The first couplet of the second stanza tells us that the rose leaves live after the rose, serving as a bed for the beloved.  (This invokes the idea of a lover who has piled together the rose leaves for his beloved to lie down on—or something like that.)  The second couplet of the second stanza requires us to disentangle the syntax:  “And so, Love shall slumber on thoughts of thee when thou are gone.”  The lover’s passion, the fact of loving, is personified here as “Love.”  Shelly could have chosen to be forthright, saying:  “in the same way, you will live in my loving thoughts, when you are gone.”  But instead of repeating that idea which has been carefully developed in the first three couplets, he borrows the idea of slumbering from the reference to the “beloved’s bed,” and fits the idea into it.  This enriches the poem, but it turns the final sentence on its head, making it syntactically difficult.

 

Now let’s turn to prosody (the study of the mechanics of versification).  A reasonable first question to ask is, “do we have movement in twos or in threes?”  And a good general rule is to look quickly at all of the lines instead of locking yourself into an effort to deal with the first one or two.  Specifically, we need to look at the two middle lines in the second stanza, for here we have straight-forward iambic tetrameter:

[are HEAPED] [for the] [be-LOV] [-ed’s BED];

[and SO] [thy THOUGHTS] [when THOU] [art GONE],

 

The only variation here is the weak stress I’ve indicated for “the” in the second foot—and you should know that function words such as “a,” “an,” “the,” “of,” “with,” “in,” etc. can rarely take a stress.  They are bit-part players.  (The Chinese grammarians call them “empty words” in contrast to the “full words,” the nouns, verbs, adjectives, and adverbs.)  In an actual reading of the poem, I would also place a stress on “thy” in the second of these lines.  This is because it is not her own thoughts but thoughts of her.  After all, in a slightly different form of this statement we would have [of YOU] with the accent on the pronoun.  Now let’s look at a possible reading of the poem to see how the iambic pattern fits in:

MUS [-ic, WHEN] [soft VOI] [-ces DIE],

VI [-brates IN] [the MEM] [-o -RY]—

O [-dours, WHEN] [sweet VI] [-o-lets SICK] -en

LIVE, [WITH-IN] [the SENSE] [they QUICK] -n

 

ROSE [leaves, WHEN] [the ROSE] [is DEAD],

[are HEAPED] [for the] [BE-LOV] [-ed’s BED];

[and SO] [THY THOUGHTS] [when THOU] [art GONE],

LOVE [IT-SELF] [shall SLUM] [-ber ON].

 

As we look at this, two things jump to the eye:  there are syllables both preceding and following the feet at the beginnings and the ends of some of the lines.

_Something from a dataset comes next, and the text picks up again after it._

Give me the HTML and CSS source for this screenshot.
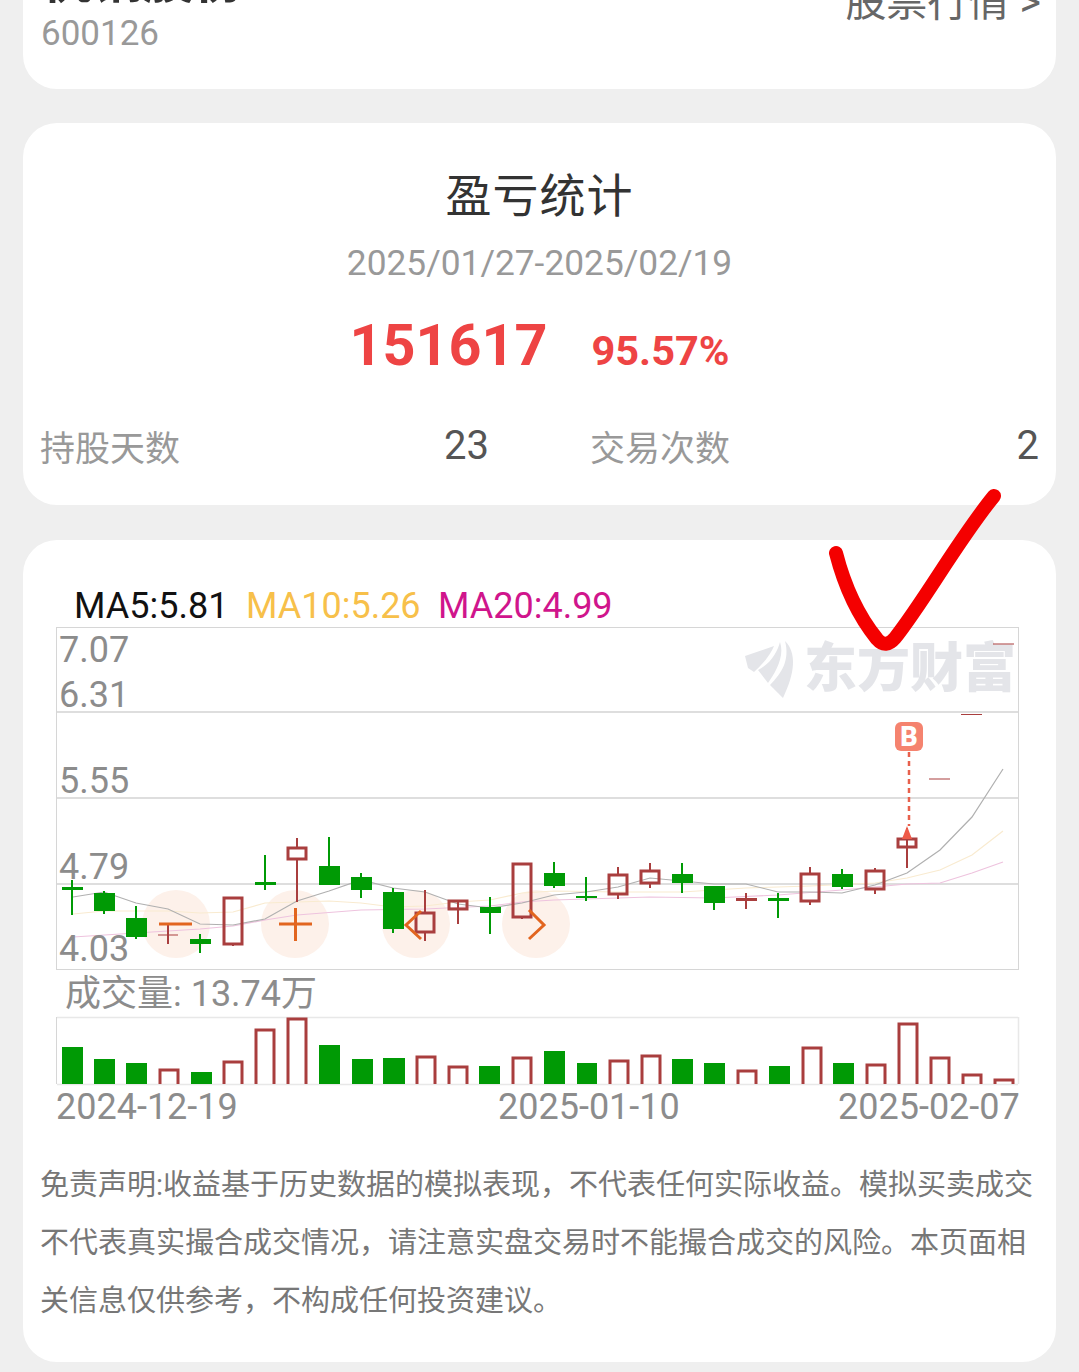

How usual is it to have such syllables?  Are they feet? And how does it affect our analysis?  As it happens, it is quite common to have syllables like this.  Those at the beginning of a line are usually monosyllabic feet [DAH].  (Monosyllabic feet are always regarded as being stressed.)

The first thing to note about the “extra” syllables at the end of “violets sicken” and “they quicken” is that they create feminine rhymes (two-syllable rhymes ending on unstressed syllables—{SICK-en/QUICK-en}).  When such rhymes occur at the ends of lines in an iambic context, the second syllable can just be regarded as being extrametrical, (outside of the metrical pattern).  In other words, they may be regarded as if they don’t belong to feet at all.   It is worth noting that in this poem the following foot, in both cases, is a monosyllabic foot; thus, it is as if the syllable at the end of one line completes the following iamb.  (If we decide that the lines are iambic tetrameter, beginning with monosyllabic feet and ending with a feminine rhyme we have included the notion of extrametrical syllables in that analysis.)

 

I have stressed “when” in lines one, three, and five because the subordinate clauses carry crucial information:  “music . . . vibrates WHEN this happens,” “odours . . . live WHEN this happens,” “rose leaves . . . are heaped WHEN this happens.”  “When” must bear a stress because it points out these important conditions.  The same sort of thing might be said of “in,” “within,” and “heaped.”  Notice that the comma that precedes “when” in each line indicates a slight pause in the middle of a foot.  This is sometimes a red flag warning us that we are misreading the line.  Here I don’t believe that that is the case.  This is just a very idiosyncratic little poem written by one of the greatest poets.  I think that he takes chances and displays unerring judgment.

 

Some people would claim that the “o” syllable in “violets” is elided (just as they would claim that the “i” in Assyrian is swallowed up in the Byron poem).  To do so, I think, is to reveal a tin ear.  There is one other interesting point, and that is the presence of “live” at the beginning of the last line in the first quatrain, and “love” at the beginning of the last line in the second.  These key words exhibit consonance, a term that many people use far too casually.  I generally reserve it for an identical framework of consonant sounds surrounding different vowels, “love/live,” “tried/trade,” “hurt”/heart,” ”crept/crypt,” etc.  These words tie the stanzas together, and I suspect that their effect can be felt even if their presence has not been noted.

 

This is a complex and beautiful poem written in two quatrains of iambic tetrameter.  A monosyllabic foot is substituted for the first iamb in six of the lines, and two of the lines end in feminine rhymes.  And that rather concisely describes what appears at first glance to be a terrible puzzle.  It is not surprising that so much nonsense has been written about this little poem.